Wednesday, June 1, 2011

Salzburg and Czesky Krumlov

View of Czesky Krumlov from Castle

Wedding Church from Sound of Music

Friday morning, May 26, we woke to rain. And, rain, rain, rain. Someone was looking out for us! And (I write this on Saturday) it rained non-stop until about 3:15 p.m. on Saturday! While it was raining in Austria it was dry in Germany. So, those who will take this cruise in the reverse from Budapest, may have a long haul on the bus if the river is still low.

Today we were scheduled to go our separate ways - Brian to Salzburg, Austria, and Adi to Czesky Krumlov (Czech Republic). We left Regensburg on buses, which added about 1 hour to the otherwise 2-hour drive.

Brian’s group visited the Sound of Music sites, including the church where Maria von Trapp was married in the movie – in real life she was married in the abbey. They visited the fountain and gardens used in the Do Re Me song. And, they ended up in the old city of Salzburg, where they saw the birth home of Mozart, and visited the streets of Salzburg. It drizzled in the morning, and began pouring in the afternoon.

The Sound of Music Fountain

Our site seeing tour took us to the old Roman fortress city of Czesky Krumlov. This well-preserved fortress town in the heart of Bohemia have largely been untouched by history. It too enjoys UNESCO’s World Heritage Site preservation. It has been carefully restored to show the Baroque, Gothic and Renaissance facades of its buildings sitting along many tiny winding streets. The castle, sitting above the streets of the town, was most active between the 14th and 17th centuries. A hike up to the top of the hill to the castle was invigorating (and a real fete for me, as my energy level continues to increase – but OH MY ACHING FEET!!).

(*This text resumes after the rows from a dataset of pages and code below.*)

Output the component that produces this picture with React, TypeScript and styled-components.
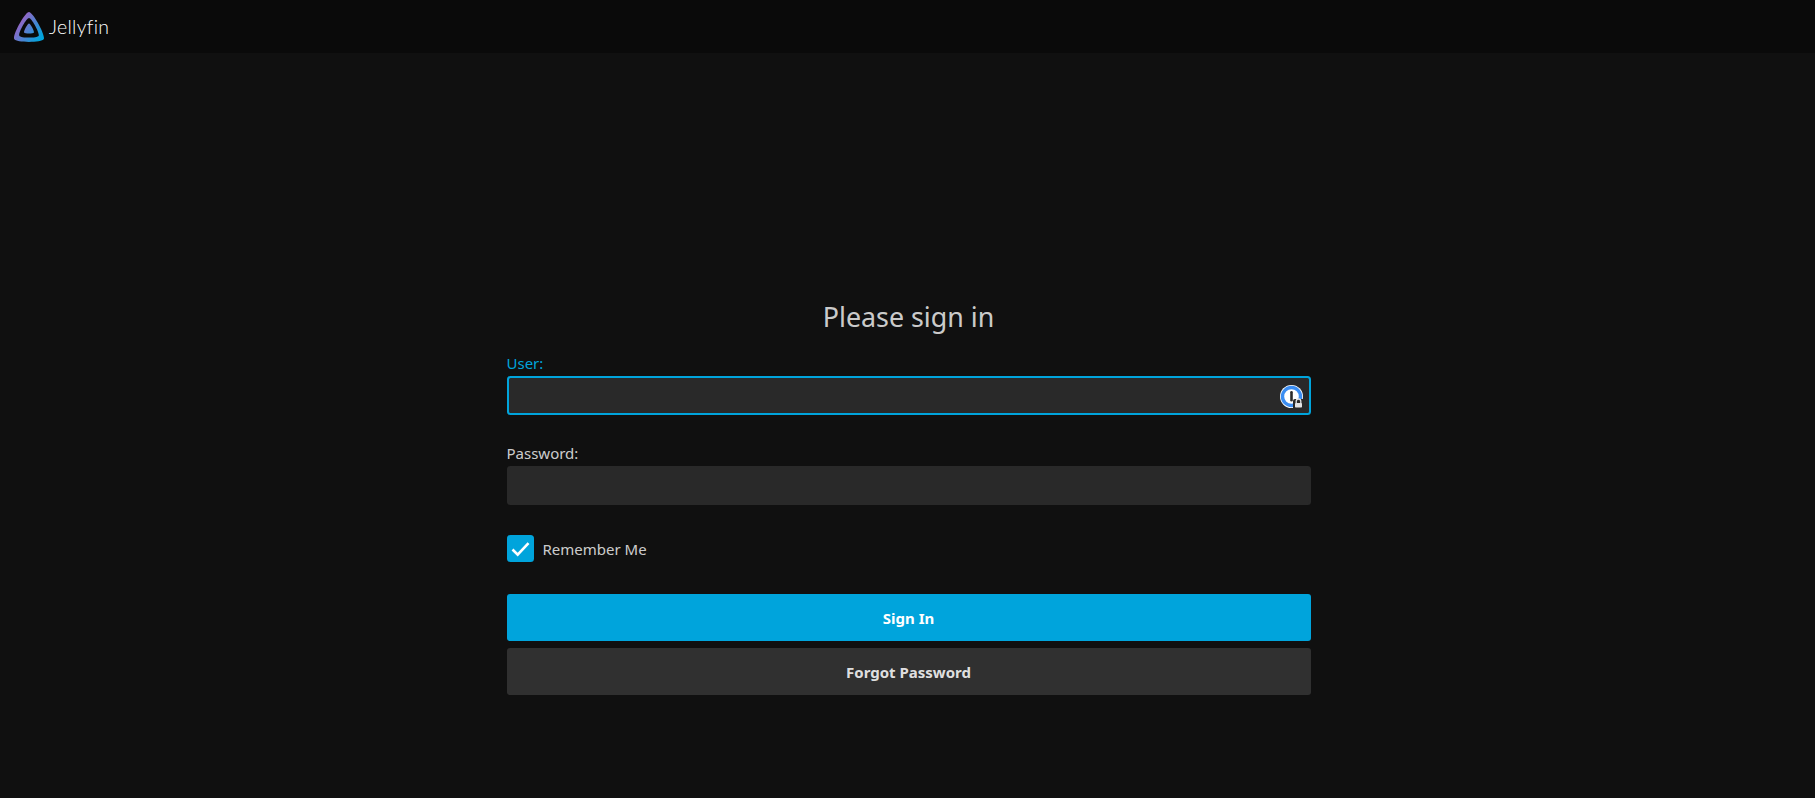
import styled, { createGlobalStyle } from 'styled-components';

const GlobalStyle = createGlobalStyle`
  html, body {
    margin: 0;
    height: 100%;
    background-color: #101010;
  }
  body {
    font-family: 'Noto Sans', 'Liberation Sans', sans-serif;
    color: rgba(255, 255, 255, 0.8);
  }
  * {
    box-sizing: border-box;
  }
`;

const LOGO_PATH =
  'M12 .002C8.826.002-1.398 18.537.16 21.666c1.56 3.129 22.14 3.094 23.682 0C25.384 18.573 15.177 0 12 0zm7.76 18.949c-1.008 2.028-14.493 2.05-15.514 0C3.224 16.9 9.92 4.755 12.003 4.755c2.081 0 8.77 12.166 7.759 14.196zM12 9.198c-1.054 0-4.446 6.15-3.93 7.189.518 1.04 7.348 1.027 7.86 0 .511-1.027-2.874-7.19-3.93-7.19z';

const JellyfinLogo = () => (
  <svg width="30" height="30" viewBox="0 0 24 24" aria-hidden="true">
    <defs>
      <linearGradient id="jf" x1="2" y1="6" x2="22" y2="20" gradientUnits="userSpaceOnUse">
        <stop offset="0" stopColor="#aa5cc3" />
        <stop offset="1" stopColor="#00a4dc" />
      </linearGradient>
    </defs>
    <path d={LOGO_PATH} fill="url(#jf)" />
  </svg>
);

const PasswordManagerIcon = () => (
  <StyledManagerIcon width="24" height="24" viewBox="0 0 24 24" aria-hidden="true">
    <circle cx="11.5" cy="11.5" r="11.5" fill="#fff" />
    <circle cx="11.5" cy="11.5" r="9" fill="none" stroke="#3b8df1" strokeWidth="3.4" />
    <rect x="10.2" y="6" width="2.6" height="10.5" rx="1.3" fill="#2b2b2b" />
    <path d="M13 24v-8a2 2 0 0 1 2-2h9v10z" fill="#292929" />
    <path d="M16.2 18.5v-2.2a2.3 2.3 0 0 1 4.6 0v2.2" fill="none" stroke="#e4e4e4" strokeWidth="1.3" />
    <rect x="15" y="18" width="7" height="4.6" rx="0.8" fill="#e4e4e4" />
  </StyledManagerIcon>
);

const App = () => {
  return (
    <>
      <GlobalStyle />
      <StyledHeader>
        <JellyfinLogo />
        <StyledBrand>Jellyfin</StyledBrand>
      </StyledHeader>
      <StyledMain>
        <StyledForm onSubmit={(e) => e.preventDefault()}>
          <StyledTitle>Please sign in</StyledTitle>
          <StyledField>
            <StyledLabel htmlFor="user" $focused>
              User:
            </StyledLabel>
            <StyledInputWrapper>
              <StyledInput id="user" type="text" $focused />
              <PasswordManagerIcon />
            </StyledInputWrapper>
          </StyledField>
          <StyledField>
            <StyledLabel htmlFor="password">Password:</StyledLabel>
            <StyledInputWrapper>
              <StyledInput id="password" type="password" />
            </StyledInputWrapper>
          </StyledField>
          <StyledRemember>
            <StyledCheckbox>
              <svg width="21" height="21" viewBox="0 0 21 21" aria-hidden="true">
                <path d="M2.5 11.5l5.2 5.2L18.5 5.2" fill="none" stroke="#fff" strokeWidth="2.6" />
              </svg>
            </StyledCheckbox>
            <span>Remember Me</span>
          </StyledRemember>
          <StyledButton type="submit" $primary>
            Sign In
          </StyledButton>
          <StyledButton type="button">Forgot Password</StyledButton>
        </StyledForm>
      </StyledMain>
    </>
  );
};

const StyledHeader = styled.header`
  display: flex;
  align-items: center;
  height: 53px;
  padding: 0 0 0 14px;
  background-color: #0a0a0a;
`;
const StyledBrand = styled.span`
  margin-left: 5px;
  font-family: 'Lato', sans-serif;
  font-weight: 300;
  font-size: 19.5px;
  letter-spacing: 0.3px;
  font-variant-ligatures: none;
  color: #fff;
`;
const StyledMain = styled.main`
  display: flex;
  justify-content: center;
  padding-top: 244px;
`;
const StyledForm = styled.form`
  width: 804px;
  margin-left: 2px;
`;
const StyledTitle = styled.h1`
  margin: 0 0 16px;
  font-size: 26.8px;
  line-height: 40px;
  font-weight: 400;
  text-align: center;
  color: rgba(255, 255, 255, 0.8);
`;
const StyledField = styled.div`
  margin-bottom: 28px;
`;
const StyledLabel = styled.label<{ $focused?: boolean }>`
  display: block;
  font-size: 15px;
  line-height: 20px;
  margin-bottom: 3px;
  color: ${(p) => (p.$focused ? '#00a4dc' : 'rgba(255, 255, 255, 0.8)')};
`;
const StyledInputWrapper = styled.div`
  position: relative;
`;
const StyledInput = styled.input<{ $focused?: boolean }>`
  display: block;
  width: 100%;
  height: 39px;
  padding: 0 8px;
  border: 2px solid ${(p) => (p.$focused ? '#00a4dc' : '#292929')};
  border-radius: 3.5px;
  background-color: #292929;
  color: inherit;
  font: inherit;
  outline: none;
`;
const StyledManagerIcon = styled.svg`
  position: absolute;
  top: 9px;
  right: 7px;
`;
const StyledRemember = styled.div`
  display: flex;
  align-items: center;
  gap: 9px;
  margin: 30px 0 32px;
  font-size: 15px;
  color: rgba(255, 255, 255, 0.8);
`;
const StyledCheckbox = styled.span`
  display: flex;
  align-items: center;
  justify-content: center;
  width: 27px;
  height: 27px;
  border-radius: 3.5px;
  background-color: #00a4dc;
`;
const StyledButton = styled.button<{ $primary?: boolean }>`
  display: block;
  width: 100%;
  height: 47px;
  margin-bottom: 7px;
  border: none;
  border-radius: 3px;
  background-color: ${(p) => (p.$primary ? '#00a4dc' : '#303030')};
  color: ${(p) => (p.$primary ? '#fff' : 'rgba(255, 255, 255, 0.87)')};
  font-family: inherit;
  font-size: 15px;
  font-weight: 700;
  cursor: pointer;
`;

export default App;
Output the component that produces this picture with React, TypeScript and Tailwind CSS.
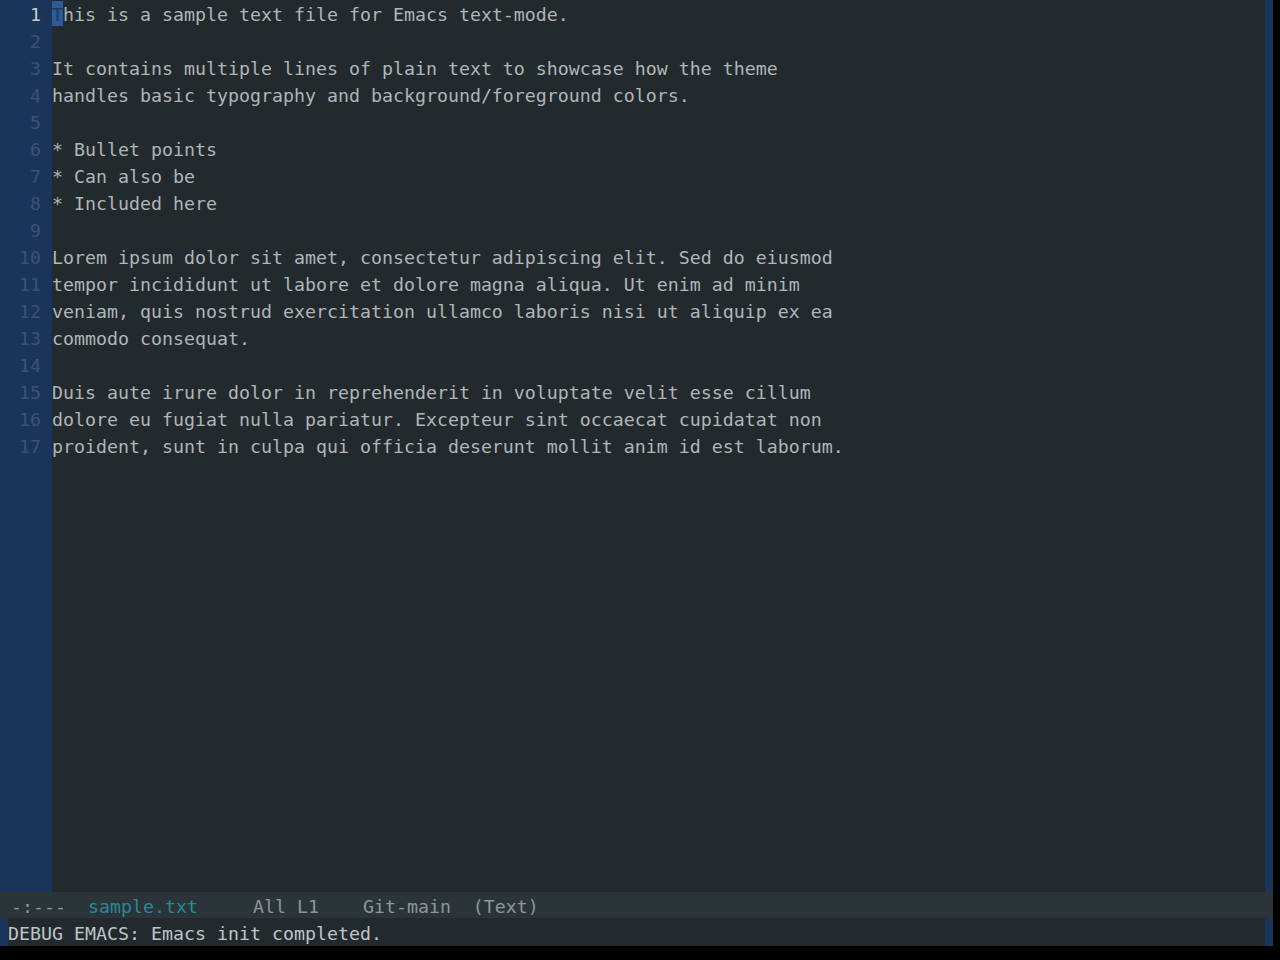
const lines = [
  "This is a sample text file for Emacs text-mode.",
  "",
  "It contains multiple lines of plain text to showcase how the theme",
  "handles basic typography and background/foreground colors.",
  "",
  "* Bullet points",
  "* Can also be",
  "* Included here",
  "",
  "Lorem ipsum dolor sit amet, consectetur adipiscing elit. Sed do eiusmod",
  "tempor incididunt ut labore et dolore magna aliqua. Ut enim ad minim",
  "veniam, quis nostrud exercitation ullamco laboris nisi ut aliquip ex ea",
  "commodo consequat.",
  "",
  "Duis aute irure dolor in reprehenderit in voluptate velit esse cillum",
  "dolore eu fugiat nulla pariatur. Excepteur sint occaecat cupidatat non",
  "proident, sunt in culpa qui officia deserunt mollit anim id est laborum.",
];

export default function App() {
  return (
    <div
      className="w-[1280px] h-[960px] bg-black flex flex-col overflow-hidden text-[18.27px]"
      style={{ fontFamily: '"DejaVu Sans Mono", "Liberation Mono", monospace' }}
    >
      {/* editor window */}
      <div className="flex h-[892px] w-[1273px]">
        <div className="w-[52px] bg-[#1b355a] flex flex-col">
          {lines.map((_, i) => (
            <div
              key={i}
              className={`h-[27px] leading-[29px] pr-[11px] text-right ${
                i === 0 ? "text-[#c6cbcf]" : "text-[#3c5370]"
              }`}
            >
              {i + 1}
            </div>
          ))}
        </div>
        <div className="flex-1 bg-[#232a2e] flex flex-col text-[#afb5b9] whitespace-pre">
          {lines.map((l, i) => (
            <div key={i} className="h-[27px] leading-[29px]">
              {i === 0 ? (
                <>
                  <span className="inline-block h-[25px] leading-[27px] bg-[#2d5a99] text-[#1e3a5c]">T</span>
                  {l.slice(1)}
                </>
              ) : (
                l
              )}
            </div>
          ))}
        </div>
        <div className="w-[8px] bg-[#1b355a]" />
      </div>

      {/* mode line */}
      <div className="h-[26px] w-[1273px] bg-[#2b3539] text-[#8d969b] whitespace-pre leading-[29px]">
        {" -:---  "}
        <span className="text-[#2a8797]">sample.txt</span>
        {"     All L1    Git-main  (Text)"}
      </div>

      {/* echo area */}
      <div className="flex h-[28px] w-[1273px]">
        <div className="w-[8px] bg-[#1b355a]" />
        <div className="flex-1 bg-[#232a2e] text-[#bfc4c7] whitespace-pre leading-[31px]">
          DEBUG EMACS: Emacs init completed.
        </div>
        <div className="w-[8px] bg-[#1b355a]" />
      </div>
    </div>
  );
}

Town from the top of the castle

I enjoyed a traditional Czech lunch of roasted veal and roasted vegetables during our free time. Fortunately, the rain, which had been incessant during our walk through the town, let up for a few hours, giving me a chance to roam the streets without having my head and camera covered. It began raining again as the group met up again, and we walked the 10 minute walk back to the buses.

From there, our guide informed us that our ship had successfully navigated the narrow winding waters between Passau and Regensburg. We began the 2 ½ hour journey back to just north of Passau, where our boat was temporarily docked just long enough to meet the four buses, from Salzburg and Czesky Krumlov. We stopped for 30 minutes in Passau, and a few of us braved the wind and rain to visit the large St. Stephen’s cathedral, which is the home of the largest working pipe organ in Europe.

All the buses arrived at the temporary dock at the same time, in the pouring rain. We went to our rooms, dropped off our back backs and rain gear, and headed back up to the dining room for dinner.